John D’Agostino, Head of Strategy at Coinbase Institutional, said family offices, sovereign wealth funds, and government-related investors continue to see Bitcoin as a long-term investment. According to him, these investors are actually becoming more interested as prices fall.

Bitcoin was trading around $63,200 on June 9, down roughly 50% from its record high of more than $126,000 reached in October 2025. While the decline has hurt market sentiment, D’Agostino believes institutional demand remains much stronger than many people realize.

He explained that large investors who spent years studying Bitcoin before entering the market are not making decisions based on daily price swings. Instead, they are taking advantage of lower prices to build their positions.

“They liked Bitcoin at higher prices, and they like it even more at today’s levels,” D’Agostino said, highlighting the confidence many institutional investors still have in the asset.

He also pointed to the nearly $100 billion still invested in spot Bitcoin exchange-traded funds (ETFs). While retail interest has weakened and ETF investors have pulled out some money, the overall level of institutional exposure remains significant.
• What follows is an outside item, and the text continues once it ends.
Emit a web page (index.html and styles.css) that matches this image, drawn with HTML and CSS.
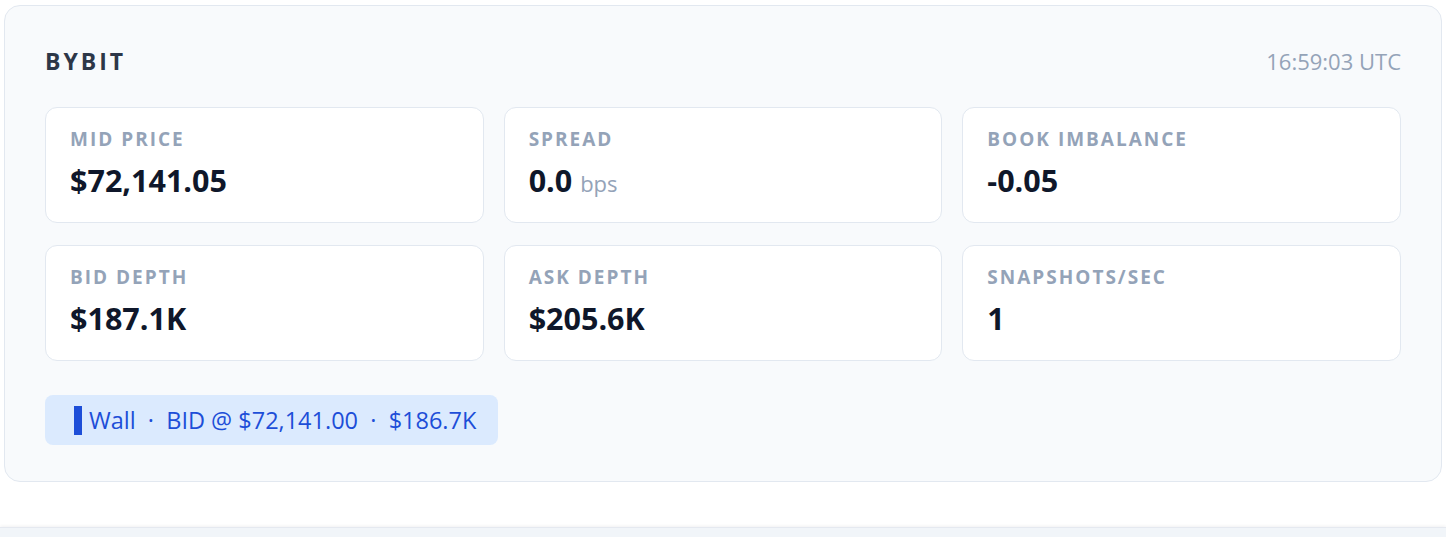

Recent data shows that spot Bitcoin ETFs have experienced billions of dollars in outflows this year, including a 13-day streak of withdrawals. However, analysts say these outflows do not indicate a mass exit by institutional investors.

Another sign of continued confidence came from Strategy, which purchased an additional 1,550 Bitcoin between June 1 and June 7 for more than $101 million. The company now holds over 845,000 Bitcoin, making it one of the largest corporate holders in the world.

D’Agostino also dismissed concerns that major institutions are dangerously overleveraged or facing forced liquidations. He said he is not aware of any large investor that is close to being forced out of its Bitcoin position.

While risks remain, including weaker retail demand and the possibility of further price declines, current buying activity suggests that many large investors still view Bitcoin as a long-term asset rather than a short-term trade.

For now, the recent downturn appears to be testing market confidence, but it has not triggered the widespread institutional selling that many feared.